## TASK DESCRIPTION
Tally all lines containing the word "components". Give the number alone.

## DATA EXTRACT
++++
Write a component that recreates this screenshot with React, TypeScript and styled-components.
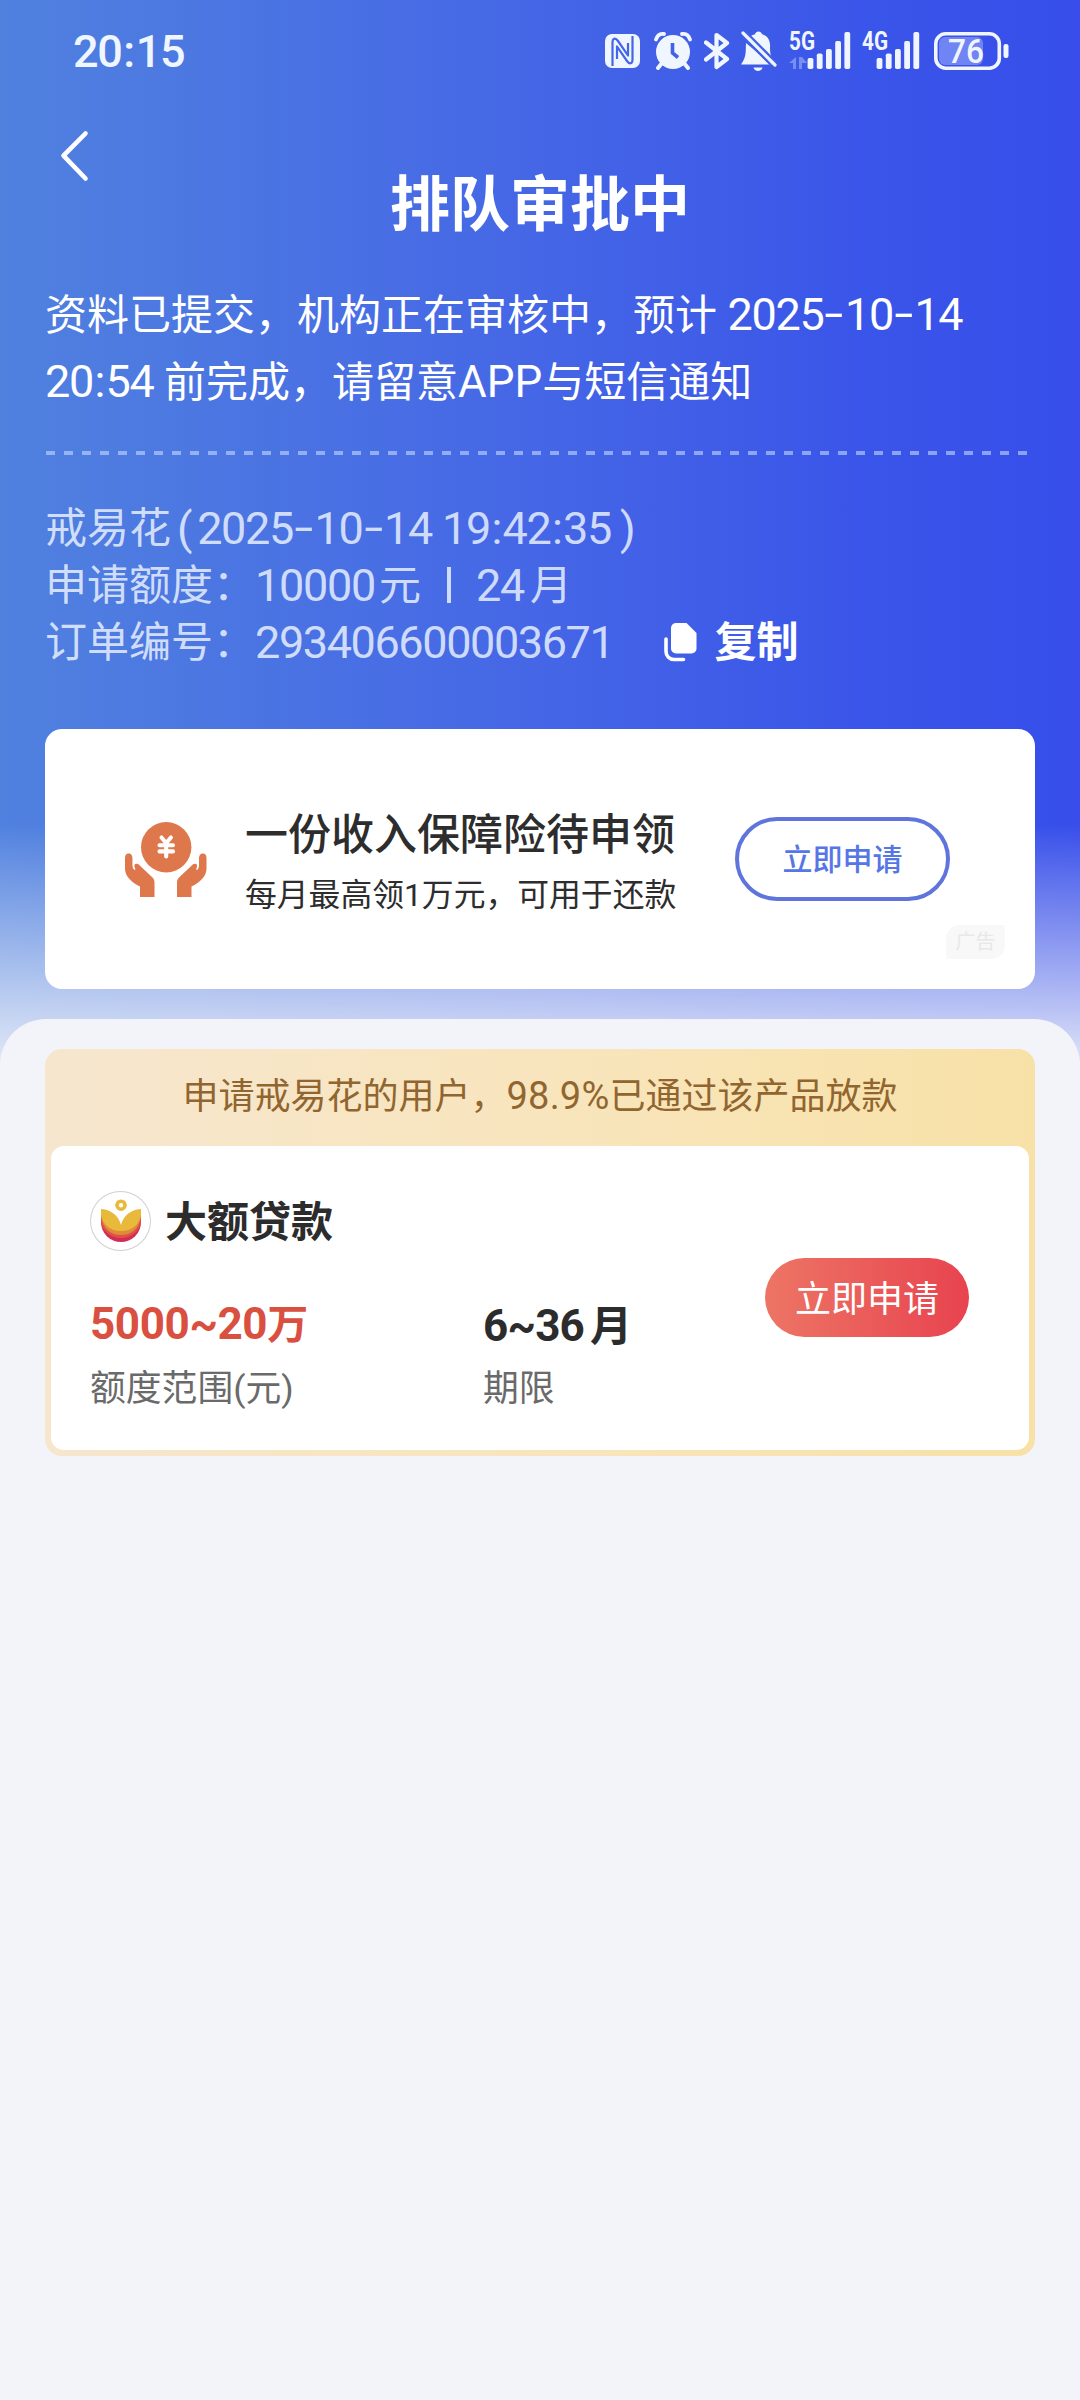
import React from "react";
import styled, { createGlobalStyle } from "styled-components";

const GlobalStyle = createGlobalStyle`
  * { box-sizing: border-box; }
  body {
    margin: 0;
    background: #f2f4f9;
    font-family: Roboto, "Noto Sans CJK SC", sans-serif;
  }
  button { font: inherit; border: 0; background: none; padding: 0; margin: 0; }
  svg { display: block; flex: none; }
`;

const Page = styled.div`
  width: 1080px;
  min-height: 2400px;
  background:
    linear-gradient(180deg, rgba(242, 244, 249, 0) 824px, #f2f4f9 1090px),
    linear-gradient(90deg, #5081df 0%, #4566e6 50%, #3a55e9 80%, #374eea 100%);
  color: #fff;
`;

const StatusBar = styled.header`
  height: 100px;
  padding: 0 70px 0 73px;
  display: flex;
  align-items: center;
  justify-content: space-between;
  color: #f0f6ff;
`;

const Clock = styled.time`
  font-size: 45px;
  font-weight: 500;
  line-height: 60px;
  letter-spacing: -1.4px;
  padding-top: 3px;
`;

const ClockColon = styled.span`
  padding: 0 2px;
`;

const StatusIcons = styled.div`
  display: flex;
  align-items: center;
  padding-top: 2px;
`;

const IconSlot = styled.div<{ $gap: number }>`
  margin-left: ${(p) => p.$gap}px;
`;

const Nav = styled.nav`
  height: 182px;
  padding: 0 45px;
  display: grid;
  grid-template-columns: 1fr auto 1fr;
`;

const BackButton = styled.button`
  justify-self: start;
  align-self: start;
  margin: 29px 0 0 14px;
`;

const Title = styled.h1`
  margin: 66px 0 0;
  height: 80px;
  font-size: 60px;
  line-height: 80px;
  font-weight: 700;
`;

const Notice = styled.p`
  margin: 0;
  padding: 0 45px;
  font-size: 42px;
  line-height: 66px;
  height: 132px;
  white-space: nowrap;
`;

const Divider = styled.div`
  height: 4px;
  margin: 37px 51px 0 46px;
  background: repeating-linear-gradient(90deg, rgba(200, 220, 255, 0.58) 0 9px, transparent 9px 18px);
`;

const Details = styled.div`
  padding: 45px 45px 0;
  height: 274px;
  font-size: 42px;
  color: rgba(232, 240, 255, 0.86);
`;

const DetailRow = styled.div`
  height: 57px;
  line-height: 57px;
  display: flex;
  white-space: pre;
`;

const Num = styled.span<{ $size?: number; $track?: number; $l?: number; $r?: number }>`
  font-size: ${(p) => p.$size ?? 45}px;
  letter-spacing: ${(p) => p.$track ?? -1.3}px;
  margin-left: ${(p) => p.$l ?? 0}px;
  margin-right: ${(p) => p.$r ?? 0}px;
`;

const Hyphen = styled.span`
  display: inline-block;
  width: 21.5px;
  text-align: center;
  line-height: 1;
  letter-spacing: 0;
  transform: translateY(-1px) scaleX(1.5);
`;

const Colon = styled.span`
  padding: 0 1.5px;
`;

const Digits = ({ text }: { text: string }) => (
  <>
    {text.split(/([-:])/).map((part, i) =>
      part === "-" ? <Hyphen key={i}>-</Hyphen> : part === ":" ? <Colon key={i}>:</Colon> : part,
    )}
  </>
);

const Bar = styled.span`
  width: 4px;
  height: 36px;
  margin: 10px 25px 0 26px;
  background: currentColor;
`;

const CopyButton = styled.button`
  margin-left: 51px;
  display: flex;
  align-items: center;
  gap: 16px;
  color: #fff;
  font-size: 42px;
  font-weight: 700;
  line-height: 57px;
`;

const AdCard = styled.section`
  margin: 0 45px;
  height: 260px;
  border-radius: 17px;
  background: #fff;
  color: #2d2d2d;
  padding: 0 26px 30px 80px;
  display: grid;
  grid-template-columns: 82px 528px 215px 1fr;
  grid-template-rows: 196px 34px;
`;

const AdIcon = styled.div`
  padding-top: 93px;
`;

const AdText = styled.div`
  padding: 75px 0 0 38px;
  white-space: nowrap;
`;

const AdTitle = styled.h2`
  margin: 0;
  font-size: 43px;
  line-height: 62px;
  font-weight: 500;
`;

const AdSub = styled.p`
  margin: 0;
  font-size: 31.8px;
  line-height: 58px;
`;

const OutlineButton = styled.button`
  width: 215px;
  height: 84px;
  margin-top: 88px;
  padding-bottom: 5px;
  border: 4px solid #5f74dc;
  border-radius: 42px;
  color: #5676e6;
  font-size: 30px;
  font-weight: 500;
`;

const AdTag = styled.span`
  grid-column: 4;
  grid-row: 2;
  width: 59px;
  height: 34px;
  margin-left: -4px;
  border-radius: 14px 3px 14px 3px;
  background: #f8f8f8;
  color: #e8e8e8;
  font-size: 20px;
  line-height: 34px;
  text-align: center;
`;

const Sheet = styled.main`
  margin-top: 30px;
  padding: 30px 45px 0;
  min-height: 1381px;
  border-radius: 46px 46px 0 0;
  background: #f2f4f9;
`;

const OfferFrame = styled.section`
  height: 407px;
  padding: 0 6px 6px;
  display: flex;
  flex-direction: column;
  border-radius: 17px;
  background: linear-gradient(90deg, #f6e6ce 0%, #f8e5bd 50%, #f8e1a7 100%);
`;

const OfferBanner = styled.div`
  height: 97px;
  line-height: 94px;
  text-align: center;
  font-size: 36px;
  color: #91652f;
  white-space: nowrap;
`;

const OfferBody = styled.div`
  flex: 1;
  border-radius: 13px;
  background: #fff;
  color: #2c2c2c;
  padding: 45px 60px 0 39px;
  display: flex;
  justify-content: space-between;
`;

const OfferInfo = styled.div`
  display: flex;
  flex-direction: column;
`;

const Brand = styled.div`
  height: 60px;
  display: flex;
  align-items: center;
  gap: 14px;
  font-size: 42px;
  line-height: 60px;
  font-weight: 700;
`;

const BrandName = styled.span`
  padding-top: 3px;
`;

const Logo = styled.div`
  width: 61px;
  height: 60px;
  border: 1px solid #d0cfd4;
  border-radius: 50%;
  display: grid;
  place-items: center;
`;

const Stats = styled.dl`
  margin: 39px 0 0;
  display: grid;
  grid-template-columns: 393px auto;
`;

const Stat = styled.div`
  display: flex;
  flex-direction: column-reverse;
  white-space: nowrap;
`;

const StatLabel = styled.dt`
  padding-top: 3px;
  font-size: 35.8px;
  line-height: 60px;
  color: #6a6a6a;
`;

const StatValue = styled.dd<{ $accent?: boolean }>`
  margin: 0;
  height: 66px;
  padding-top: ${(p) => (p.$accent ? 1 : 3)}px;
  font-size: ${(p) => (p.$accent ? 41 : 42)}px;
  line-height: 66px;
  font-weight: 700;
  color: ${(p) => (p.$accent ? "#d95041" : "#2c2c2c")};
`;

const SolidButton = styled.button`
  width: 204px;
  height: 79px;
  margin-top: 67px;
  padding-bottom: 3px;
  border-radius: 40px;
  background: linear-gradient(90deg, #ed7565, #e8434f);
  color: #fff;
  font-size: 36px;
`;

const NfcIcon = () => (
  <svg width="35" height="36" viewBox="0 0 35 36">
    <rect x="0" y="1" width="35" height="34" rx="7" fill="currentColor" />
    <path
      d="M7.500 33V9.500c0-4.500 3-5 5.500-1.500L23 22.500V10M27.500 3v23.500c0 4.500-3 5-5.500 1.500L12 13.500V26"
      fill="none"
      stroke="#4465e6"
      strokeWidth="2.200"
      strokeLinejoin="round"
    />
  </svg>
);

const AlarmIcon = () => (
  <svg width="38" height="38" viewBox="0 0 38 38">
    <circle cx="19" cy="20" r="17" fill="currentColor" />
    <path d="M2 7.500C3.500 3 6.500 1.500 10 2M36 7.500C34.500 3 31.500 1.500 28 2" stroke="currentColor" strokeWidth="3.800" fill="none" strokeLinecap="round" />
    <path d="M8 31l-4 5M30 31l4 5" stroke="currentColor" strokeWidth="4" strokeLinecap="round" />
    <path d="M18.500 11v10l5.500 4.500" stroke="#4262e6" strokeWidth="3.600" fill="none" />
  </svg>
);

const BluetoothIcon = () => (
  <svg width="26" height="38" viewBox="0 0 26 38">
    <path d="M2 10.500L23 27 12.500 35V3L23 11 2 27.500" fill="none" stroke="currentColor" strokeWidth="4.200" strokeLinecap="round" strokeLinejoin="round" />
  </svg>
);

const MutedIcon = () => (
  <svg width="37" height="40" viewBox="0 0 37 40">
    <path d="M5 12C4.500 20 6 25 0 33.500h31z" fill="currentColor" />
    <path d="M8.500 6.500C10 4.500 12 3.700 14 3.200c1-3.600 6-3.600 7 0C28 5 29.500 11 29 17c0 4 .5 7 2 10z" fill="currentColor" />
    <path d="M12.500 36.500h9c-.8 4.600-8.200 4.600-9 0z" fill="currentColor" />
    <path d="M5.500 1.500L35 31M2 6l28 28" stroke="#4060e6" strokeWidth="2.200" />
    <path d="M2 2l32 32" stroke="currentColor" strokeWidth="3.200" strokeLinecap="round" />
  </svg>
);

const SignalIcon = ({ label, data }: { label: string; data?: boolean }) => (
  <svg width={data ? 62 : 58} height="60" viewBox={data ? "0 -10 62 60" : "4 -10 58 60"}>
    <text x={data ? 0 : 4} y="19" fontFamily="Roboto, sans-serif" fontSize="25" fontWeight="700" textLength="26" lengthAdjust="spacingAndGlyphs" fill="currentColor">
      {label}
    </text>
    {data && <path d="M7 26v12H4v-6H0zM10 26h3l5 6h-5v6h-3z" fill="#8ba1f3" opacity=".75" />}
    {[11, 15.5, 20, 28, 37].map((h, i) => (
      <rect key={h} x={18.600 + i * 9.200} y={38 - h} width="5.800" height={h} rx="1.800" fill="currentColor" />
    ))}
  </svg>
);

const Battery = () => (
  <svg width="76" height="58" viewBox="0 -10 76 58">
    <rect x="5" y="5" width="44" height="28" rx="6" fill="#7084f3" />
    <rect x="1.800" y="1.800" width="63.500" height="34.400" rx="10" fill="none" stroke="currentColor" strokeWidth="3.600" />
    <rect x="69.500" y="12" width="5" height="14" rx="2.200" fill="currentColor" />
    <text x="32" y="31" textAnchor="middle" fontFamily="Roboto, sans-serif" fontSize="34" fontWeight="500" textLength="36" lengthAdjust="spacingAndGlyphs" fill="currentColor">
      76
    </text>
  </svg>
);

const BackIcon = () => (
  <svg width="32" height="54" viewBox="0 0 32 54">
    <path d="M26.500 4.500L4.500 26.700l22 22.800" fill="none" stroke="#fff" strokeWidth="4.600" strokeLinecap="round" strokeLinejoin="round" />
  </svg>
);

const CopyIcon = () => (
  <svg width="34" height="39" viewBox="0 0 34 39">
    <path d="M12 0h10.500l10 10v15.500a5 5 0 0 1-5 5H12a5 5 0 0 1-5-5V5a5 5 0 0 1 5-5z" fill="#fff" />
    <path d="M2 16v12.500a8 8 0 0 0 8 8h9.500" fill="none" stroke="#fff" strokeWidth="3.600" strokeLinecap="round" />
  </svg>
);

const HAND =
  "M0 36.500C0 33 1 31.500 3.800 31.500S7.500 34 7.500 37c0 4-.5 8 1 10 1.200 1.500 2.300.8 1.500-.8-1.200-2.800-.6-4.200 1-4.400 2.200-.2 3.200 1 4.500 2.400L27.500 55.500c1.500 1.700 2 3 2 5.500v14H15V64.500C7 61 0 54 0 47z";

const HandsIcon = () => (
  <svg width="82" height="75" viewBox="0 0 82 75">
    <circle cx="41.200" cy="25.200" r="25.200" fill="#de774b" />
    <path d="M36.500 15.500l4.700 5.500 4.700-5.500M41.200 21v13.500M34.500 23.200h13.500M34.500 29.400h13.500" fill="none" stroke="#fff" strokeWidth="4.100" strokeLinecap="round" />
    <path d={HAND} fill="#de774b" />
    <path d={HAND} transform="translate(81.500 0) scale(-1 1)" fill="#de774b" />
  </svg>
);

const LotusIcon = () => (
  <svg width="42" height="44" viewBox="0 0 42 44">
    <path d="M1 10v13a20 20 0 0 0 40 0V10z" fill="#d42b55" />
    <path d="M1 10v11a20 18 0 0 0 40 0V10z" fill="#df5148" />
    <path d="M1 10v8c2 12 10 18 20 18s18-6 20-18v-8z" fill="#e18a3a" />
    <path d="M1 10v6C3 26 10 32 21 32S39 26 41 16v-6z" fill="#e9b93c" />
    <path d="M0 9v1C10 10 18.500 16 21 26 23.500 16 32 10 42 10V9z" fill="#fff" />
    <circle cx="21" cy="6.200" r="4" fill="#fff" stroke="#e9b93c" strokeWidth="3.600" />
  </svg>
);

export default function App() {
  return (
    <Page lang="zh-CN">
      <GlobalStyle />
      <StatusBar>
        <Clock>
          20<ClockColon>:</ClockColon>15
        </Clock>
        <StatusIcons>
          <IconSlot $gap={0}><NfcIcon /></IconSlot>
          <IconSlot $gap={14}><AlarmIcon /></IconSlot>
          <IconSlot $gap={12}><BluetoothIcon /></IconSlot>
          <IconSlot $gap={11}><MutedIcon /></IconSlot>
          <IconSlot $gap={11}><SignalIcon label="5G" data /></IconSlot>
          <IconSlot $gap={11}><SignalIcon label="4G" /></IconSlot>
          <IconSlot $gap={14}><Battery /></IconSlot>
        </StatusIcons>
      </StatusBar>

      <Nav>
        <BackButton aria-label="返回"><BackIcon /></BackButton>
        <Title>排队审批中</Title>
      </Nav>

      <Notice>
        资料已提交，机构正在审核中，预计 <Num><Digits text="2025-10-14" /></Num>
        <br />
        <Num><Digits text="20:54" /></Num> 前完成，请留意<Num $size={44} $track={0}>APP</Num>与短信通知
      </Notice>
      <Divider />
      <Details>
        <DetailRow>
          戒易花<Num $l={6} $r={6}>(</Num><Num><Digits text="2025-10-14 19:42:35" /></Num><Num $l={9}>)</Num>
        </DetailRow>
        <DetailRow>
          申请额度：<Num $r={4} $track={-1.3}>10000</Num>元<Bar /><Num $r={6}>24</Num>月
        </DetailRow>
        <DetailRow>
          订单编号：<Num $track={-1.4}>293406600003671</Num>
          <CopyButton><CopyIcon />复制</CopyButton>
        </DetailRow>
      </Details>

      <AdCard>
        <AdIcon><HandsIcon /></AdIcon>
        <AdText>
          <AdTitle>一份收入保障险待申领</AdTitle>
          <AdSub>每月最高领1万元，可用于还款</AdSub>
        </AdText>
        <OutlineButton>立即申请</OutlineButton>
        <AdTag>广告</AdTag>
      </AdCard>

      <Sheet>
        <OfferFrame>
          <OfferBanner>
            申请戒易花的用户，<Num $size={38} $track={0.2}>98.9%</Num>已通过该产品放款
          </OfferBanner>
          <OfferBody>
            <OfferInfo>
              <Brand>
                <Logo><LotusIcon /></Logo>
                <BrandName>大额贷款</BrandName>
              </Brand>
              <Stats>
                <Stat>
                  <StatLabel>额度范围(元)</StatLabel>
                  <StatValue $accent><Num $size={44} $track={-0.4}>5000~20</Num>万</StatValue>
                </Stat>
                <Stat>
                  <StatLabel>期限</StatLabel>
                  <StatValue><Num $size={44} $track={-0.8} $r={6}>6~36</Num>月</StatValue>
                </Stat>
              </Stats>
            </OfferInfo>
            <SolidButton>立即申请</SolidButton>
          </OfferBody>
        </OfferFrame>
      </Sheet>
    </Page>
  );
}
++++
## EXERCISE RESPONSE
2